Step 4 - Extreme stress tests: Push the chart until it broke. Every bucket filled with as many columns as possible. Hundreds of data points. The goal was finding the limits where the chart stopped being legible, then designing the guardrails that kept users from getting there. Those limits became disabled-bucket rules that told users when they'd hit a maximum. This step also produced failure-state notifications, which appeared at the top of charts that couldn't render with guidance for what to change.
Step 5 - Render-time details: Once the chart worked at its extremes, I'd specify the render-time behavior: where labels went when they fit inside elements versus when they needed leader lines, and how the four degraded states (standard, reduced, basic, minimal) stripped elements progressively as users chose to simplify. Minimal was nearly an abstract silhouette of the chart.
Step 6 - Specify the render math: The final step was crossing into formula territory, which I'll get into in the next section.
Most charts took about two weeks of mockups plus a few weeks of engineering to build. Gauge, because of its configuration complexity, took me closer to two months of design and engineering months beyond that.
Working with engineering: the math of a chart
Designing a chart library at depth means specifying the math of how charts render, or engineers will make those decisions themselves, and when engineers make those decisions, charts stop feeling designed.
Examples of what I specified with engineering:
Bar width as a function of available canvas space and gap ratios, scaled for grouped and stacked variants
Line and dot sizing (lines one unit thick, dots two units), shrinking proportionally as density increased so users could still see each line
Legend and tick positioning standardized across the library so that switching chart types didn't feel like landing in a different product
Axis behavior with multiple display modes (angled, stepped, every-other, and others) selected automatically based on label length and available width
These decisions are documented on an internal wiki that has been the golden standard for how Birst charts render from the beginning of the library's development.

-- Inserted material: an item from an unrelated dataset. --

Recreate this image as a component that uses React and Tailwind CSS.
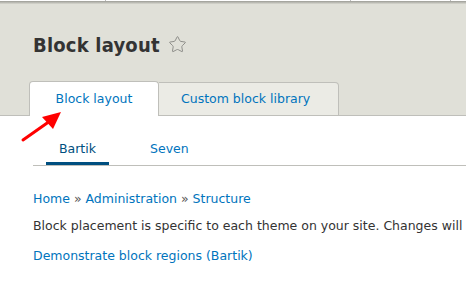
import { Star } from "lucide-react";

const font = { fontFamily: '"DejaVu Sans", Verdana, sans-serif' };

export default function App() {
  return (
    <div className="relative w-[466px] h-[295px] bg-white overflow-hidden" style={font}>
      {/* top strip */}
      <div className="relative h-[1px] bg-white">
        <span className="absolute left-[105px] top-0 h-[1px] w-[1px] bg-[#bbb]" />
        <span className="absolute left-[350px] top-0 h-[1px] w-[1px] bg-[#bbb]" />
        <span className="absolute left-[450px] top-0 h-[1px] w-[1px] bg-[#bbb]" />
      </div>
      <div className="h-[3px] bg-gradient-to-b from-[#9c9c96] to-[#d8d8d0]" />

      {/* header */}
      <div className="bg-[#e0e0d8] border-b border-[#bfbfba] h-[112px] flex flex-col">
        <div className="flex gap-[8px] pl-[33px] pt-[25px] h-[77px] items-start">
          <h1 className="text-[20px] font-bold text-[#333] leading-[32px] tracking-[0.2px]" style={{ fontFamily: '"DejaVu Sans Condensed", "DejaVu Sans", sans-serif' }}>
            Block layout
          </h1>
          <Star className="w-[19px] h-[19px] mt-[6px] text-[#8a8a86]" strokeWidth={1.2} />
        </div>
        <div className="flex pl-[29px] mt-auto -mb-[1px]">
          <div className="w-[130px] h-[35px] bg-white border border-b-0 border-[#bfbfba] rounded-t-[4px] flex items-center justify-center text-[12.5px] text-[#0074bd]">
            Block layout
          </div>
          <div className="w-[180px] h-[34px] mt-[1px] bg-[#ebebe5] border border-l-0 border-[#bfbfba] rounded-tr-[4px] flex items-center pl-[22px] text-[12.5px] text-[#0074bd]">
            Custom block library
          </div>
        </div>
      </div>

      {/* secondary tabs */}
      <div className="ml-[33px] mt-[18px] border-b border-[#bfbfba] flex">
        <div className="ml-[13px] w-[63px] h-[31px] flex items-start justify-center text-[12.5px] text-[#004f80] border-b-[3px] border-[#004f80] -mb-[2px] pt-[6px]">
          Bartik
        </div>
        <div className="ml-[28px] h-[31px] flex items-start pt-[6px] pl-[13px] text-[12.5px] text-[#0074bd]">
          Seven
        </div>
      </div>

      {/* content */}
      <div className="pl-[33px] pt-[24px] text-[12.5px] whitespace-nowrap">
        <div className="text-[#0074bd] leading-[18px]">
          Home <span className="text-[#555]">»</span> Administration <span className="text-[#555]">»</span> Structure
        </div>
        <p className="text-[#333] mt-[9px] leading-[18px]">
          Block placement is specific to each theme on your site. Changes will not be saved until you click Save blocks.
        </p>
        <div className="text-[#0074bd] mt-[12px] leading-[18px]">Demonstrate block regions (Bartik)</div>
      </div>

      {/* annotation arrow */}
      <svg className="absolute left-0 top-0 pointer-events-none" width="466" height="295">
        <line x1="23" y1="140" x2="50" y2="121" stroke="#f00" strokeWidth="3" strokeLinecap="round" />
        <polygon points="61,112 42,117 53,129" fill="#f00" />
      </svg>
    </div>
  );
}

The gauge segment-boundary decision
Gauges need segmented ranges. For a profit gauge, segments like "Problem," "Below Target," "Close to Target," "Target Hit," and "Bonuses for Everyone." The question is how users define those ranges.
The obvious approach, which everyone initially assumed I'd use, is to ask users how wide each segment should be. I chose a different approach. The inputs for each segment sat directly on the dividing lines between segments, so each number represented the endpoint of one segment and the starting point of the next. Users defined boundaries, not sizes.
PMs and my manager pushed back at first, but once the team saw why it mattered, the room collectively clicked. Two reasons it worked: gauges that go negative work correctly (you can't express negative values with size-based inputs), and the math stays clean for users (no mental addition, you just place a boundary at a value you care about).
The feature shipped, and gauge went on to be one of the most popular chart types in the library.
Deep dives - two charts worth featuring
Gauge: configurability without overwhelm
Gauge had the most configuration options of any chart in the library because it was the most semantically flexible. The same gauge could track anything from a CEO-facing revenue target to a warehouse's inventory levels.
Configurations included angular span (full-circle to fan-shaped, selectable from preset angles), hole size, segment boundaries (the input model above), an optional overflow segment for when values exceeded the user-defined max, label positioning (center, above, below, left, right) with logic for when a small hole size forced labels to reposition automatically, and display value toggles. When overflow wasn't toggled on, the final segment scaled up infinitely as values grew past the target, so the gauge kept showing the right information at a glance.
Configuration happened through a well-organized side panel, giving users full control over a genuinely flexible chart type.
Doughnut: the "Other" slice
Doughnut had a subtle design problem. Too many slices made it illegible. For a category with 30+ values, a doughnut became a messy ring of tiny slivers that told no story.
The solution was an "Other" slice. Users could specify how many slices they wanted displayed at full detail, and everything beyond that count automatically folded into a single "Other" slice with a hover tooltip that displayed everything inside it. No data was hidden, just summarized. The pattern later applied to pie charts too.
Designing for edge cases
Enterprise BI data is messy, and a chart library lives or dies based on how it handles edge cases.
Missing data became dotted lines in time-series charts, so users could see gaps rather than assume zero values. Layer ordering was solved with a simple layer-order control after we discovered that area could hide lines in combo charts. Predictive indicators let users forecast future values based on trend analysis, with the forecasted segment rendered visually differently from historical data. Failure-state notifications appeared at the top of charts that couldn't render, explaining why and suggesting what to change. No silent failures.
One stress test worth mentioning, I explored whether gauges could support multiple measures at once. The mockups got interesting, but a gauge is semantically a single-value display. Forcing multi-measure undermined its core purpose. The right answer was "don't add the feature," which is its own kind of design decision.
Outcome
Every chart type I designed is still live in the product today.
Gauge became a favorite among executive and logistics users, used to track revenue targets, inventory levels, customer-satisfaction metrics, and more.
Charts were extended into Infor's chart builder with redesigned configuration flows fit to the new product context while preserving the underlying chart logic. The library now reaches a much wider user base than Birst alone.
Sizing and rendering rules became company standard. My mockups are documented on Birst's internal wiki as the reference for how charts should render, and every new chart added after I stopped being the primary designer followed the patterns I established.
Reflection
Designing a chart library changed how I read data. After spending years designing charts, I see the design decisions inside every chart I encounter, from articles that use a chart type that's wrong for their data to dashboards that would tell a clearer story with a different visualization.
Chart design also taught me the difference between design craft and design specification. On a one-off screen, you can iterate until it feels right. On a chart library, you have to specify behavior that will apply thousands of times across inputs you'll never see directly. The formulas have to work at the extremes. The configuration options have to make sense for users who know far more about their data than you ever will.